Short-term market tops and corrections (likely what we are going through now) are typically characterized by a lack of Demand; major tops by the emergence of heavy selling. As of this moment, Supply remains very weak. The correction appears to be caused not by an increase in selling, but rather due to a decrease in Demand (buying).
In terms of Demand and Supply, there is not yet enough evidence to confirm that the current correction has ran its course. In fact, there is evidence (albeit not overwhelmingly so) to suggest that the current pullback has further to go (downside risk is likely at the August reactionary low of 980-points on the S&P 500). For traders, that may ultimately prove to be important information in their trading accounts. For investors, that information is useful in so much that we know that the bull market remains intact until proven otherwise.
It appears as if the US economy is embarking on the “square-root” (radical sign) shaped recovery Berkshire Money Management had predicted, where after a quick drop there is a quick bounce. That bounce, while not as large as the typical move out of a recession (not the “V” shape many had predicted), is still underway thanks to massive global stimulus.
The last part of the radical sign is a flat line. Our concern is that as global economies are forced to take away unsustainable stimulus, the jobless recovery will deter private investment and consumption from quickly filling that gap.
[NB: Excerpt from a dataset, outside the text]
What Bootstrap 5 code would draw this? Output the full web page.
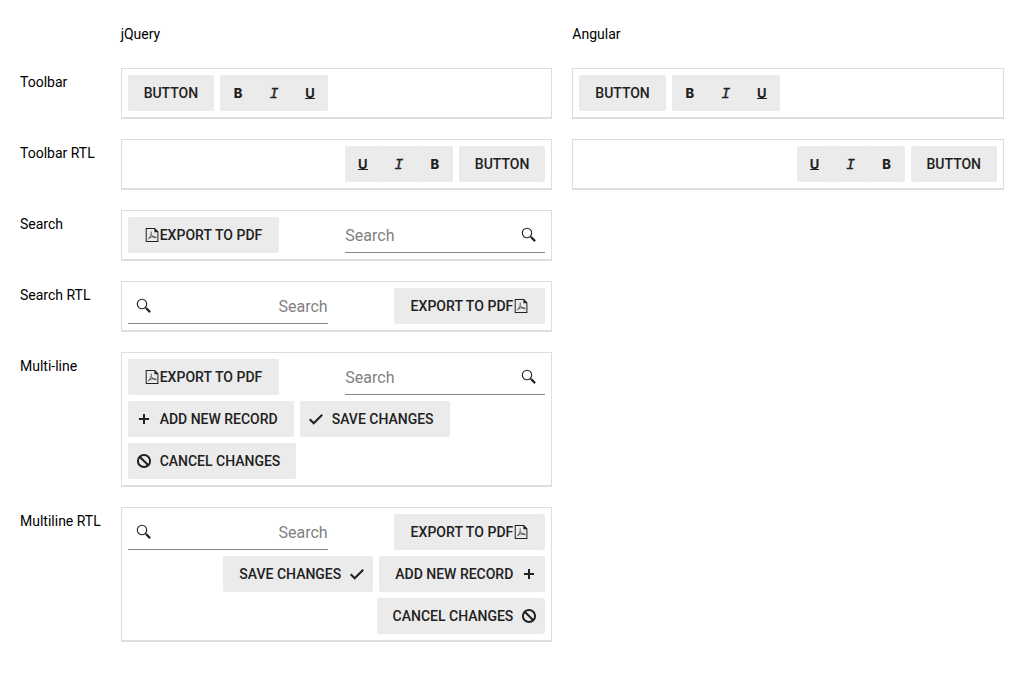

Navigating that shift from government stimulus to a self-reinforcing recovery will be difficult and dangerous. Coincident with that conversation (as well as a host of other factors), it is apparent that the easy part of the bull run is over. The primary upward trend of the stock market will remain in place, but we will enter a new phase where investors should not buy just anything, but rather they should focus on “holding and upgrading.”